══ EXCERPTED DATA

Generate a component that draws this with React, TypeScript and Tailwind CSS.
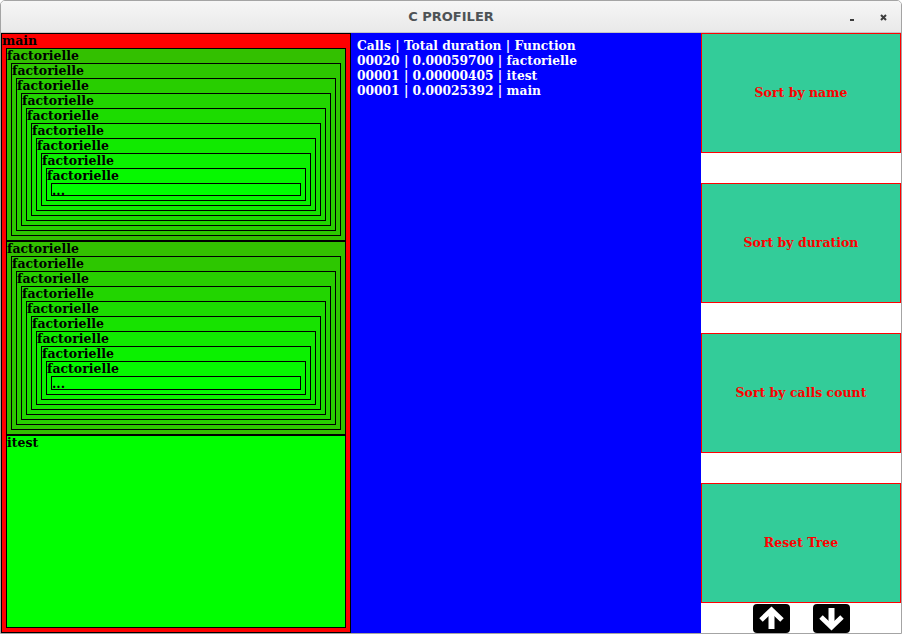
import React from 'react'

type TreeNode = {
  name: string
  children?: TreeNode[]
}

// outer -> inner shades for the non-leaf call boxes
const greens = [
  'bg-[#33c000]',
  'bg-[#2dc700]',
  'bg-[#28ce00]',
  'bg-[#22d500]',
  'bg-[#1cdc00]',
  'bg-[#17e300]',
  'bg-[#11ea00]',
  'bg-[#0bf100]',
  'bg-[#06f800]',
  'bg-[#00ff00]'
]

const recursion = (levels: number): TreeNode =>
  levels === 0
    ? { name: '...' }
    : { name: 'factorielle', children: [recursion(levels - 1)] }

const tree: TreeNode = {
  name: 'main',
  children: [recursion(9), recursion(9), { name: 'itest' }]
}

const stats = [
  'Calls | Total duration | Function',
  '00020 | 0.00059700 | factorielle',
  '00001 | 0.00000405 | itest',
  '00001 | 0.00025392 | main'
]

const actions = ['Sort by name', 'Sort by duration', 'Sort by calls count', 'Reset Tree']

function CallBox({ node, depth }: { node: TreeNode; depth: number }) {
  const leaf = !node.children
  let bg = 'bg-[#00ff00]'
  if (depth === 0) bg = 'bg-[#ff0000]'
  else if (!leaf) bg = greens[depth - 1]

  return (
    <div className={`flex min-h-0 flex-1 flex-col border border-black ${bg}`}>
      <div className="h-[14px] shrink-0 whitespace-nowrap leading-[14px]">{node.name}</div>
      {node.children && (
        <div className="flex min-h-0 flex-1 flex-col px-[4px] pb-[4px]">
          {node.children.map((child, i) => (
            <CallBox key={i} node={child} depth={depth + 1} />
          ))}
        </div>
      )}
    </div>
  )
}

function Arrow({ down }: { down?: boolean }) {
  return (
    <div className="flex h-[29px] w-[37px] items-center justify-center rounded-[4px] bg-black">
      <svg width="37" height="29" viewBox="0 0 37 29" className={down ? 'rotate-180' : ''}>
        <path d="M8 16 L18.5 6 L29 16" fill="none" stroke="white" strokeWidth="5" strokeLinejoin="miter" />
        <path d="M18.5 8 V25" stroke="white" strokeWidth="6" />
      </svg>
    </div>
  )
}

export default function App() {
  return (
    <div className="flex h-[634px] w-[902px] flex-col overflow-hidden rounded-t-[5px] border border-[#a4a4a4] bg-white font-['DejaVu_Serif',serif] text-[12.5px] font-bold">
      {/* Title bar */}
      <div className="relative flex h-[32px] shrink-0 items-center justify-center border-b border-[#c4c4c4] bg-gradient-to-b from-[#f6f6f6] to-[#e9e9e9]">
        <span className="font-['DejaVu_Sans',sans-serif] text-[13px] font-bold text-[#4e5356]">C PROFILER</span>
        <div className="absolute right-[14px] top-[12px] flex items-center gap-[26px]">
          <div className="mt-[6px] h-[2px] w-[4px] bg-[#3c3c3c]" />
          <svg width="7" height="7" viewBox="0 0 7 7">
            <path d="M1 1 L6 6 M6 1 L1 6" stroke="#3c3c3c" strokeWidth="2" />
          </svg>
        </div>
      </div>

      <div className="flex h-[600px]">
        {/* Call tree */}
        <div className="flex w-[350px] flex-col text-black">
          <CallBox node={tree} depth={0} />
        </div>

        {/* Stats */}
        <div className="w-[350px] bg-[#0000ff] pl-[6px] pt-[5px] text-[12.25px] leading-[15px] text-white">
          {stats.map((line) => (
            <div key={line} className="whitespace-nowrap">{line}</div>
          ))}
        </div>

        {/* Actions */}
        <div className="flex w-[200px] flex-col bg-white">
          <div className="flex flex-col gap-[30px]">
            {actions.map((label) => (
              <div
                key={label}
                className="flex h-[120px] items-center justify-center border border-[#ff0000] bg-[#33cc99] text-[#ff0000]"
              >
                {label}
              </div>
            ))}
          </div>
          <div className="flex h-[30px] justify-center gap-[23px] pt-[1px]">
            <Arrow />
            <Arrow down />
          </div>
        </div>
      </div>
    </div>
  )
}
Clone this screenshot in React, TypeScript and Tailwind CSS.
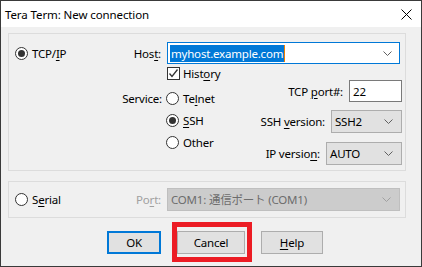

════

[EXERCISE GOAL]
Return exactly what appears from the opening line of the material through the line with "[recursion(levels - 1)]", apart from the pictures.

[TASK ANSWER]
Generate a component that draws this with React, TypeScript and Tailwind CSS.
import React from 'react'

type TreeNode = {
  name: string
  children?: TreeNode[]
}

// outer -> inner shades for the non-leaf call boxes
const greens = [
  'bg-[#33c000]',
  'bg-[#2dc700]',
  'bg-[#28ce00]',
  'bg-[#22d500]',
  'bg-[#1cdc00]',
  'bg-[#17e300]',
  'bg-[#11ea00]',
  'bg-[#0bf100]',
  'bg-[#06f800]',
  'bg-[#00ff00]'
]

const recursion = (levels: number): TreeNode =>
  levels === 0
    ? { name: '...' }
    : { name: 'factorielle', children: [recursion(levels - 1)] }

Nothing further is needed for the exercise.